SQL Server does have a CONCAT() function, instead it uses the '+' operator, so it has to be converted to the following:

SELECT first_name + ' ' + last_name AS person_name FROM ....

Note that if any of the column names is not of type VARCHAR (string) then it may cause a conversion error.
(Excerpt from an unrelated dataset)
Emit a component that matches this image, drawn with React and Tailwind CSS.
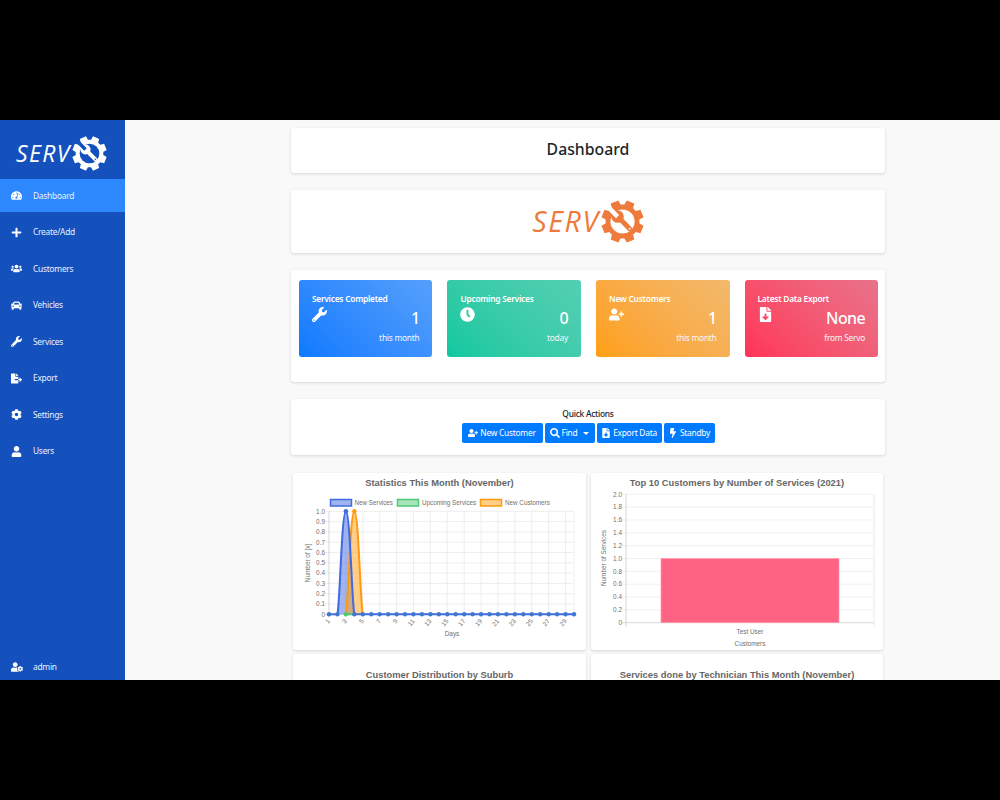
import React from "react";
import {
  FaTachometerAlt, FaPlus, FaUsers, FaCar, FaWrench, FaFileExport, FaCog, FaUser, FaUserCog,
  FaClock, FaUserPlus, FaFileDownload, FaSearch, FaBolt,
} from "react-icons/fa";

const gearPath = (() => {
  const n = 8, R = 24, r = 19;
  let d = "";
  for (let i = 0; i < n; i++) {
    const a = (i * 2 * Math.PI) / n + Math.PI / 8;
    const p = (rad, off) => `${(rad * Math.cos(a + off)).toFixed(2)} ${(rad * Math.sin(a + off)).toFixed(2)}`;
    d += `${i === 0 ? "M" : "L"}${p(r, -0.28)} L${p(R, -0.19)} L${p(R, 0.19)} L${p(r, 0.28)} `;
  }
  return d + "Z";
})();

function Gear({ color, hole, size, className }) {
  return (
    <svg viewBox="-24 -24 48 48" width={size} height={size} className={className}>
      <path d={gearPath} fill={color} />
      <circle r="13.5" fill={hole} />
      <line x1="-3" y1="-3" x2="8" y2="8" stroke={color} strokeWidth="5.5" strokeLinecap="round" />
      <circle cx="-5.5" cy="-5.5" r="7" fill={color} />
      <line x1="-5.5" y1="-5.5" x2="-14" y2="-14" stroke={hole} strokeWidth="5" />
      <circle cx="8" cy="8" r="1" fill={hole} />
    </svg>
  );
}

const nav = [
  ["Dashboard", FaTachometerAlt, true],
  ["Create/Add", FaPlus],
  ["Customers", FaUsers],
  ["Vehicles", FaCar],
  ["Services", FaWrench],
  ["Export", FaFileExport],
  ["Settings", FaCog],
  ["Users", FaUser],
];

const SMALL = "text-[8.4px] tracking-[-0.25px]";

function NavRow({ label, Icon, active }) {
  return (
    <div className={`flex items-center h-[33px] mb-[3.5px] ${active ? "bg-[#2e88fd]" : ""}`}>
      <span className="w-[33px] flex justify-center pr-[1px] text-white">
        <Icon className="w-[11px] h-[11px]" />
      </span>
      <span className={`${SMALL} pt-[1px] text-[#e9f0ff]`}>{label}</span>
    </div>
  );
}

function Sidebar() {
  return (
    <aside className="w-[125px] shrink-0 bg-[#1551bd] flex flex-col">
      <div className="h-[59px] flex items-center pl-[16px] pt-[8px] shrink-0">
        <span className="text-white italic text-[23px] font-medium leading-none tracking-[1.4px] font-['Open_Sans',sans-serif]">SERV</span>
        <Gear color="#ffffff" hole="#1551bd" size={35} className="ml-[1px]" />
      </div>
      {nav.map(([l, I, a]) => (
        <NavRow key={l} label={l} Icon={I} active={a} />
      ))}
      <div className="mt-auto flex items-center h-[27px]">
        <span className="w-[33px] flex justify-center text-white">
          <FaUserCog className="w-[12px] h-[12px]" />
        </span>
        <span className={`${SMALL} pt-[1px] text-[#e9f0ff]`}>admin</span>
      </div>
    </aside>
  );
}

function Panel({ className = "", children }) {
  return <div className={`bg-white rounded-[3px] shadow-[0_1px_3px_rgba(0,0,0,0.14)] ${className}`}>{children}</div>;
}

const stats = [
  { t: "Services Completed", I: FaWrench, v: "1", s: "this month", c: "from-[#0a7aff] to-[#549ffb]" },
  { t: "Upcoming Services", I: FaClock, v: "0", s: "today", c: "from-[#0cc8a0] to-[#53cfb2]" },
  { t: "New Customers", I: FaUserPlus, v: "1", s: "this month", c: "from-[#ff9f10] to-[#f1b96b]" },
  { t: "Latest Data Export", I: FaFileDownload, v: "None", s: "from Servo", c: "from-[#ff3158] to-[#e7728a]" },
];

function StatCard({ t, I, v, s, c }) {
  return (
    <div className={`h-[77px] rounded-[3px] bg-linear-45 ${c} text-white pt-[13px] px-[13px] flex flex-col`}>
      <div className={`${SMALL} font-semibold leading-[11px]`}>{t}</div>
      <div className="flex justify-between items-start h-[22px] mt-[2px]">
        <I className="h-[15px] w-auto mt-[1px]" />
        <span className="text-[16px] tracking-[-0.6px] font-medium leading-[22px] mt-[1px]">{v}</span>
      </div>
      <div className={`text-right ${SMALL} leading-[12px] mt-[4px] text-[#f4f7ff]`}>{s}</div>
    </div>
  );
}

function Btn({ Icon, children, caret, w }) {
  return (
    <span className={`h-[20px] ${w} bg-[#007bff] rounded-[2px] text-white ${SMALL} flex items-center justify-center gap-[2px]`}>
      <Icon className="h-[10px] w-auto" />
      {children}
      {caret && <span className="ml-[4px] w-0 h-0 border-x-[3px] border-x-transparent border-t-[3px] border-t-white" />}
    </span>
  );
}

const CT = "font-['Liberation_Sans',Arial,sans-serif] font-bold text-[9.35px] text-[#666] text-center leading-[14px]";
const svgFont = { fontFamily: "'Liberation Sans', Arial, sans-serif", fill: "#707070" };

function LineChart() {
  const x0 = 329, x1 = 574, y0 = 614.3, yT = 511.3;
  const dx = (x1 - x0) / 29;
  const X = (d) => x0 + (d - 1) * dx;
  const yTicks = ["1.0", "0.9", "0.8", "0.7", "0.6", "0.5", "0.4", "0.3", "0.2", "0.1", "0"];
  const peak = (d) =>
    `M${X(d - 1)} ${y0} C${X(d - 1) + 2.5} ${y0 - 12} ${X(d) - 4.2} ${yT} ${X(d)} ${yT} C${X(d) + 4.2} ${yT} ${X(d + 1) - 2.5} ${y0 - 12} ${X(d + 1)} ${y0}`;
  return (
    <svg viewBox="293 490 293 160" width="293" height="160" className="block">
      {yTicks.map((t, i) => {
        const y = yT + (i * (y0 - yT)) / 10;
        return (
          <g key={t}>
            <line x1={x0 - 4} x2={x1} y1={y} y2={y} stroke={i === 10 ? "#ccc" : "#eaeaea"} strokeWidth="0.8" />
            <text x={x0 - 4} y={y + 2.3} textAnchor="end" fontSize="6.4" style={svgFont}>{t}</text>
          </g>
        );
      })}
      {Array.from({ length: 15 }, (_, i) => {
        const x = X(1 + i * 2);
        return (
          <g key={i}>
            <line x1={x} x2={x} y1={yT} y2={y0 + 3} stroke={i === 0 ? "#ccc" : "#eaeaea"} strokeWidth="0.8" />
            <text transform={`translate(${x + 1.5} ${y0 + 7}) rotate(-50)`} textAnchor="end" fontSize="6.4" style={svgFont}>{1 + i * 2}</text>
          </g>
        );
      })}
      <line x1={x1} x2={x1} y1={yT} y2={y0 + 3} stroke="#eaeaea" strokeWidth="0.8" />

      <path d={peak(3) + "Z"} fill="rgba(65,105,225,0.5)" />
      <path d={peak(4) + "Z"} fill="rgba(255,159,16,0.5)" />
      <path d={peak(4)} fill="none" stroke="#ff9a10" strokeWidth="2" />
      <line x1={X(3)} x2={X(4)} y1={y0} y2={y0} stroke="#4fc878" strokeWidth="2" />
      <path d={`M${x0} ${y0} L${X(2)} ${y0}`} stroke="#4169e1" strokeWidth="2" />
      <path d={peak(3)} fill="none" stroke="#4169e1" strokeWidth="2" />
      <path d={`M${X(4)} ${y0} L${x1} ${y0}`} stroke="#4169e1" strokeWidth="2" />
      {Array.from({ length: 30 }, (_, i) => (
        <circle key={i} cx={X(i + 1)} cy={i === 2 ? yT : y0} r="2.2" fill={i === 2 ? "#4169e1" : "#3f78cf"} />
      ))}
      <circle cx={X(3)} cy={y0} r="2.2" fill="#4fc878" />
      <circle cx={X(4)} cy={yT} r="2.2" fill="#ff9a10" />

      {[
        [330.5, 354.5, "New Services", "#4169e1", "rgba(65,105,225,0.5)"],
        [397.5, 422, "Upcoming Services", "#4fc878", "rgba(79,200,120,0.5)"],
        [480.5, 505, "New Customers", "#ff9a10", "rgba(255,159,16,0.5)"],
      ].map(([bx, tx, t, s, f]) => (
        <g key={t}>
          <rect x={bx} y={499.5} width="21" height="6.5" fill={f} stroke={s} strokeWidth="1.5" />
          <text x={tx} y={505} fontSize="6.3" style={svgFont}>{t}</text>
        </g>
      ))}
      <text x={452} y={635.5} textAnchor="middle" fontSize="6.4" style={svgFont}>Days</text>
      <text transform="translate(309.5 563) rotate(-90)" textAnchor="middle" fontSize="6.4" style={svgFont}>Number of [x]</text>
    </svg>
  );
}

function BarChart() {
  const x0 = 626, x1 = 874, y0 = 622.7, yT = 494.3;
  const yTicks = ["2.0", "1.8", "1.6", "1.4", "1.2", "1.0", "0.8", "0.6", "0.4", "0.2", "0"];
  return (
    <svg viewBox="591 490 292 160" width="292" height="160" className="block">
      {yTicks.map((t, i) => {
        const y = yT + (i * (y0 - yT)) / 10;
        return (
          <g key={t}>
            <line x1={x0 - 4} x2={x1} y1={y} y2={y} stroke={i === 10 ? "#ccc" : "#eee"} strokeWidth="0.8" />
            <text x={x0 - 4} y={y + 2.3} textAnchor="end" fontSize="6.4" style={svgFont}>{t}</text>
          </g>
        );
      })}
      <line x1={x0} x2={x0} y1={yT} y2={y0 + 4} stroke="#ccc" strokeWidth="0.8" />
      <line x1={x1} x2={x1} y1={yT} y2={y0 + 4} stroke="#e4e4e4" strokeWidth="0.8" />
      <rect x={661} y={558.5} width={178} height={y0 - 558.5} fill="#ff6384" stroke="#ff9fb3" strokeWidth="0.7" />
      <text x={750} y={633.5} textAnchor="middle" fontSize="6.4" style={svgFont}>Test User</text>
      <text x={750} y={646} textAnchor="middle" fontSize="6.4" style={svgFont}>Customers</text>
      <text transform="translate(606 558) rotate(-90)" textAnchor="middle" fontSize="6.4" style={svgFont}>Number of Services</text>
    </svg>
  );
}

export default function App() {
  return (
    <div className="w-[1000px] h-[800px] bg-black flex flex-col font-['Noto_Sans',sans-serif]">
      <div className="h-[120px] shrink-0" />
      <div className="h-[560px] flex overflow-hidden">
        <Sidebar />
        <main className="flex-1 bg-[#f9f9f9] overflow-hidden pt-[8px] pl-[166px]">
          <div className="w-[594px]">
            <Panel className="h-[45px] flex items-center justify-center pb-[2px]">
              <h1 className="text-[15.8px] font-medium text-[#212529] leading-none">Dashboard</h1>
            </Panel>
            <Panel className="h-[63px] mt-[17px] flex items-center justify-center">
              <span className="text-[#ee7b3c] italic text-[28.5px] font-medium leading-none tracking-[1.6px] font-['Open_Sans',sans-serif]">SERV</span>
              <Gear color="#ee7b3c" hole="#ffffff" size={43} className="ml-[1px]" />
            </Panel>
            <Panel className="h-[112px] mt-[17px] pt-[10px] pl-[7.9px] pr-[6.9px]">
              <div className="grid grid-cols-4 gap-x-[15px]">
                {stats.map((s) => (
                  <StatCard key={s.t} {...s} />
                ))}
              </div>
            </Panel>
            <Panel className="h-[56px] mt-[17px] flex flex-col items-center pt-[9px]">
              <div className={`${SMALL} font-medium text-[#212529] leading-[12px]`}>Quick Actions</div>
              <div className="flex gap-[2px] mt-[3px]">
                <Btn Icon={FaUserPlus} w="w-[81px]">New Customer</Btn>
                <Btn Icon={FaSearch} w="w-[50px]" caret>Find</Btn>
                <Btn Icon={FaFileDownload} w="w-[65px]">Export Data</Btn>
                <Btn Icon={FaBolt} w="w-[51px]">Standby</Btn>
              </div>
            </Panel>
            <div className="grid grid-cols-[293px_292px] gap-x-[5px] gap-y-[4px] ml-[2px] mt-[18px]">
              <Panel className="h-[177px] pt-[3px]">
                <div className={CT}>Statistics This Month (November)</div>
                <LineChart />
              </Panel>
              <Panel className="h-[177px] pt-[3px]">
                <div className={CT}>Top 10 Customers by Number of Services (2021)</div>
                <BarChart />
              </Panel>
              <Panel className="h-[177px] pt-[14px]">
                <div className={CT}>Customer Distribution by Suburb</div>
              </Panel>
              <Panel className="h-[177px] pt-[14px]">
                <div className={CT}>Services done by Technician This Month (November)</div>
              </Panel>
            </div>
          </div>
        </main>
      </div>
      <div className="flex-1" />
    </div>
  );
}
To avoid this the value should be converted by replacing column with CAST(column AS VARCHAR).

The 'select' string is therefore examined before the query is issued to replace the CONCAT() function with '+'.

CONCAT_WS() function

The following is valid in MySQL:

SELECT CONCAT_WS(',', A, B, C)' AS foobar FROM ....

SQL Server does not have a CONCAT_WS() function, instead it uses a combination of the COALESCE function and the '+' operator, so it has to be converted to the following:

SELECT (COALESCE(A, '') + COALESCE(', ' + B, '') + COALESCE(', ' + C, '')) AS foobar FROM ....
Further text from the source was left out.